Penned in 1975, The Green Book reads as Qaddafi’s imitation of Mao’s Little Red Book, updated for the ’70s and tailored for the Muslim world. Whereas Black Panthers far from China peddled Mao’s Little Red Book long after it was written, Qaddafi’s little green book has transcended neither Libya’s borders nor its Marx-on-the-march, mid-seventies publication date. Children still study The Green Book in Libyan schools. Elsewhere, the slim volume is read rarely—and only then as a curiosity.
The second month into a NATO campaign that hoped to oust the Libyan strongman in days, it’s clear that Westerners don’t understand Muammar Qaddafi. Reading his Green Book is a good place to start. Though it isn’t particularly germane to the world, the work sheds light on the personality that has repeatedly drawn the ire of the world.
Unlike Osama bin Laden, whose religious-laced rants leave secular Westerners perplexed, Qaddafi speaks our language. Ruling in a region overflowing with mullahs, monarchs, and murderers, Qaddafi curiously looked West, instead of around him, for inspiration in lording over Libya.
The Green Book’s opening pages offer a half-clever critique of Western democracy. In a parliamentary system, when 51 percent captures the legislative body, then “49 per cent of the electorate is ruled by an instrument of government they did not vote for,” Qaddafi points out. “Plebiscites are a fraud against democracy,” he subsequently writes. “Those who vote ‘yes’ or ‘no’ do not, in fact, express their free will but, rather, are silenced by the modern conception of democracy as they are not allowed to say more than ‘yes’ or ‘no.’”
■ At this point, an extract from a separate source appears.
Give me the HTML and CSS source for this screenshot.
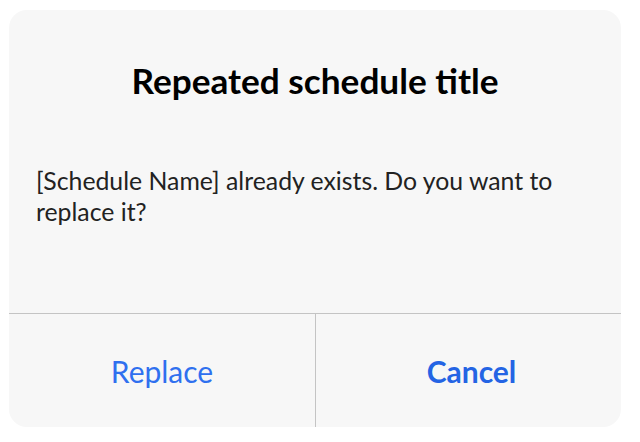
FILE: index.html
```html
<!DOCTYPE html>
<html>
<head>
<meta charset="utf-8">
<link rel="stylesheet" href="styles.css">
</head>
<body>
<div class="dialog">
  <div class="content">
    <h1 class="title">Repeated schedule title</h1>
    <p class="message">[Schedule Name] already exists. Do you want to replace it?</p>
  </div>
  <div class="actions">
    <button class="action">Replace</button>
    <button class="action primary">Cancel</button>
  </div>
</div>
</body>
</html>
```
FILE: styles.css
```css
html, body {
  margin: 0;
  padding: 0;
  background: #ffffff;
  width: 640px;
  height: 442px;
  overflow: hidden;
}
body {
  padding: 10px 19px 15px 9px;
  box-sizing: border-box;
  font-family: Lato, "Open Sans", sans-serif;
}
.dialog {
  width: 612px;
  height: 417px;
  background: #f7f7f7;
  border-radius: 18px;
  display: flex;
  flex-direction: column;
  overflow: hidden;
}
.content {
  flex: 1;
  padding: 0 27px;
}
.title {
  margin: 50px 0 0;
  font-size: 35.2px;
  font-weight: 700;
  line-height: 40px;
  text-align: center;
  color: #000;
}
.message {
  margin: 65px 0 0;
  font-size: 24.8px;
  line-height: 31px;
  color: #222;
}
.actions {
  display: grid;
  grid-template-columns: 1fr 1fr;
  height: 114px;
  box-sizing: border-box;
  border-top: 1px solid #c4c4c4;
}
.action {
  border: none;
  background: transparent;
  font-family: inherit;
  font-size: 30px;
  color: #2f70ef;
  padding: 0;
}
.action + .action {
  border-left: 1px solid #c4c4c4;
  padding-left: 6px;
}
.primary {
  font-weight: 700;
  color: #2464e4;
}
```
For several pages, Qaddafi adeptly highlights the shortcomings of various aspects of Western democracy. The crescendo of criticism grows, and the reader anxiously awaits the punchline—and quite a joke it is. “Popular conferences are the only means to achieve popular democracy,” Qaddafi, presumably straight-faced, asserts. “Any system of government contrary to this method, the method of Popular Conferences, is undemocratic.” After all that buildup a letdown naturally followed. All of the pointed-out drawbacks of Western-style governance appear more glaringly in the proposed “Popular Conferences.” This sophist’s lapse in logic could only emanate from an emperor whose votaries are afraid to tell him that he wears no clothes.
The opening sections rationalize the few controlling the many by demeaning the governmental systems where the many possess a check on the few. The control-freak mentality that inspires The Green Book’s advocacy of one-man rule—called “Popular Conferences”—also inspires its section on economics. There, the state is as all-powerful as it is in the political realm.